*WHAT TO PRODUCE*. Return the listing below unchanged, minus its pictures.

*DATA PROVIDED*.

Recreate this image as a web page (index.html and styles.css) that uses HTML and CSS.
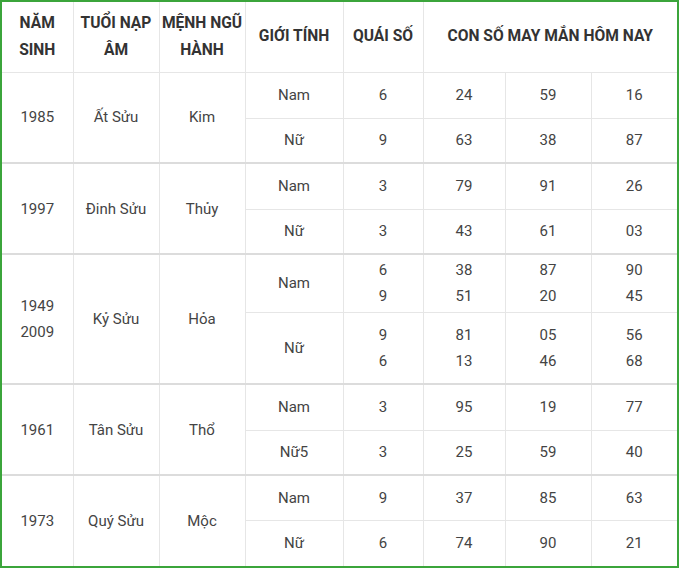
FILE: index.html
```html
<!DOCTYPE html>
<html lang="vi">
<head>
<meta charset="utf-8">
<link rel="stylesheet" href="styles.css">
</head>
<body>
<div class="frame">
<table class="lucky">
<colgroup>
<col class="c1"><col class="c2"><col class="c3"><col class="c4"><col class="c5"><col class="c6"><col class="c7"><col class="c8">
</colgroup>
<thead>
<tr class="h70">
<th>NĂM<br>SINH</th>
<th>TUỔI NẠP<br>ÂM</th>
<th>MỆNH NGŨ<br>HÀNH</th>
<th>GIỚI TÍNH</th>
<th>QUÁI SỐ</th>
<th colspan="3">CON SỐ MAY MẮN HÔM NAY</th>
</tr>
</thead>
<tbody>
<tr class="h46"><td rowspan="2">1985</td><td rowspan="2">Ất Sửu</td><td rowspan="2">Kim</td><td>Nam</td><td>6</td><td>24</td><td>59</td><td>16</td></tr>
<tr class="h45"><td>Nữ</td><td>9</td><td>63</td><td>38</td><td>87</td></tr>
</tbody>
<tbody>
<tr class="h46"><td rowspan="2">1997</td><td rowspan="2">Đinh Sửu</td><td rowspan="2">Thủy</td><td>Nam</td><td>3</td><td>79</td><td>91</td><td>26</td></tr>
<tr class="h45"><td>Nữ</td><td>3</td><td>43</td><td>61</td><td>03</td></tr>
</tbody>
<tbody>
<tr class="h58"><td rowspan="2">1949<br>2009</td><td rowspan="2">Kỷ Sửu</td><td rowspan="2">Hỏa</td><td>Nam</td><td>6<br>9</td><td>38<br>51</td><td>87<br>20</td><td>90<br>45</td></tr>
<tr class="h72"><td>Nữ</td><td>9<br>6</td><td>81<br>13</td><td>05<br>46</td><td>56<br>68</td></tr>
</tbody>
<tbody>
<tr class="h46"><td rowspan="2">1961</td><td rowspan="2">Tân Sửu</td><td rowspan="2">Thổ</td><td>Nam</td><td>3</td><td>95</td><td>19</td><td>77</td></tr>
<tr class="h45"><td>Nữ5</td><td>3</td><td>25</td><td>59</td><td>40</td></tr>
</tbody>
<tbody>
<tr class="h45"><td rowspan="2">1973</td><td rowspan="2">Quý Sửu</td><td rowspan="2">Mộc</td><td>Nam</td><td>9</td><td>37</td><td>85</td><td>63</td></tr>
<tr class="h46"><td>Nữ</td><td>6</td><td>74</td><td>90</td><td>21</td></tr>
</tbody>
</table>
</div>
</body>
</html>
```

FILE: styles.css
```css
html, body {
  margin: 0;
  padding: 0;
  background: #ffffff;
}
.frame {
  width: 675px;
  border: 2px solid #3ba53b;
  background: #ffffff;
}
.lucky {
  width: 675px;
  table-layout: fixed;
  border-collapse: collapse;
  font-family: Roboto, "Noto Sans", Arial, sans-serif;
  font-size: 15px;
  color: #444444;
}
.c1 { width: 71px; }
.c2 { width: 86px; }
.c3 { width: 86px; }
.c4 { width: 98px; }
.c5 { width: 80px; }
.c6 { width: 82px; }
.c7 { width: 86px; }
.c8 { width: 86px; }
.lucky th, .lucky td {
  padding: 0;
  text-align: center;
  vertical-align: middle;
  line-height: 26px;
  border: 1px solid #e6e6e6;
}
.lucky th {
  font-size: 15.6px;
  line-height: 27px;
  font-weight: 700;
  color: #333333;
}
.lucky tr > :first-child { border-left: 0; }
.lucky tr > :last-child { border-right: 0; }
.lucky thead th { border-top: 0; }
.lucky tbody + tbody tr:first-child td { border-top: 2px solid #dcdcdc; }
.lucky tbody:last-child tr:last-child td { border-bottom: 0; }
.lucky tbody:last-child td[rowspan] { border-bottom: 0; }
.h70 { height: 70px; }
.h45 { height: 45px; }
.h46 { height: 46px; }
.h58 { height: 58px; }
.h72 { height: 72px; }
```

*ANSWER BELOW*.
Recreate this image as a web page (index.html and styles.css) that uses HTML and CSS.
FILE: index.html
```html
<!DOCTYPE html>
<html lang="vi">
<head>
<meta charset="utf-8">
<link rel="stylesheet" href="styles.css">
</head>
<body>
<div class="frame">
<table class="lucky">
<colgroup>
<col class="c1"><col class="c2"><col class="c3"><col class="c4"><col class="c5"><col class="c6"><col class="c7"><col class="c8">
</colgroup>
<thead>
<tr class="h70">
<th>NĂM<br>SINH</th>
<th>TUỔI NẠP<br>ÂM</th>
<th>MỆNH NGŨ<br>HÀNH</th>
<th>GIỚI TÍNH</th>
<th>QUÁI SỐ</th>
<th colspan="3">CON SỐ MAY MẮN HÔM NAY</th>
</tr>
</thead>
<tbody>
<tr class="h46"><td rowspan="2">1985</td><td rowspan="2">Ất Sửu</td><td rowspan="2">Kim</td><td>Nam</td><td>6</td><td>24</td><td>59</td><td>16</td></tr>
<tr class="h45"><td>Nữ</td><td>9</td><td>63</td><td>38</td><td>87</td></tr>
</tbody>
<tbody>
<tr class="h46"><td rowspan="2">1997</td><td rowspan="2">Đinh Sửu</td><td rowspan="2">Thủy</td><td>Nam</td><td>3</td><td>79</td><td>91</td><td>26</td></tr>
<tr class="h45"><td>Nữ</td><td>3</td><td>43</td><td>61</td><td>03</td></tr>
</tbody>
<tbody>
<tr class="h58"><td rowspan="2">1949<br>2009</td><td rowspan="2">Kỷ Sửu</td><td rowspan="2">Hỏa</td><td>Nam</td><td>6<br>9</td><td>38<br>51</td><td>87<br>20</td><td>90<br>45</td></tr>
<tr class="h72"><td>Nữ</td><td>9<br>6</td><td>81<br>13</td><td>05<br>46</td><td>56<br>68</td></tr>
</tbody>
<tbody>
<tr class="h46"><td rowspan="2">1961</td><td rowspan="2">Tân Sửu</td><td rowspan="2">Thổ</td><td>Nam</td><td>3</td><td>95</td><td>19</td><td>77</td></tr>
<tr class="h45"><td>Nữ5</td><td>3</td><td>25</td><td>59</td><td>40</td></tr>
</tbody>
<tbody>
<tr class="h45"><td rowspan="2">1973</td><td rowspan="2">Quý Sửu</td><td rowspan="2">Mộc</td><td>Nam</td><td>9</td><td>37</td><td>85</td><td>63</td></tr>
<tr class="h46"><td>Nữ</td><td>6</td><td>74</td><td>90</td><td>21</td></tr>
</tbody>
</table>
</div>
</body>
</html>
```

FILE: styles.css
```css
html, body {
  margin: 0;
  padding: 0;
  background: #ffffff;
}
.frame {
  width: 675px;
  border: 2px solid #3ba53b;
  background: #ffffff;
}
.lucky {
  width: 675px;
  table-layout: fixed;
  border-collapse: collapse;
  font-family: Roboto, "Noto Sans", Arial, sans-serif;
  font-size: 15px;
  color: #444444;
}
.c1 { width: 71px; }
.c2 { width: 86px; }
.c3 { width: 86px; }
.c4 { width: 98px; }
.c5 { width: 80px; }
.c6 { width: 82px; }
.c7 { width: 86px; }
.c8 { width: 86px; }
.lucky th, .lucky td {
  padding: 0;
  text-align: center;
  vertical-align: middle;
  line-height: 26px;
  border: 1px solid #e6e6e6;
}
.lucky th {
  font-size: 15.6px;
  line-height: 27px;
  font-weight: 700;
  color: #333333;
}
.lucky tr > :first-child { border-left: 0; }
.lucky tr > :last-child { border-right: 0; }
.lucky thead th { border-top: 0; }
.lucky tbody + tbody tr:first-child td { border-top: 2px solid #dcdcdc; }
.lucky tbody:last-child tr:last-child td { border-bottom: 0; }
.lucky tbody:last-child td[rowspan] { border-bottom: 0; }
.h70 { height: 70px; }
.h45 { height: 45px; }
.h46 { height: 46px; }
.h58 { height: 58px; }
.h72 { height: 72px; }
```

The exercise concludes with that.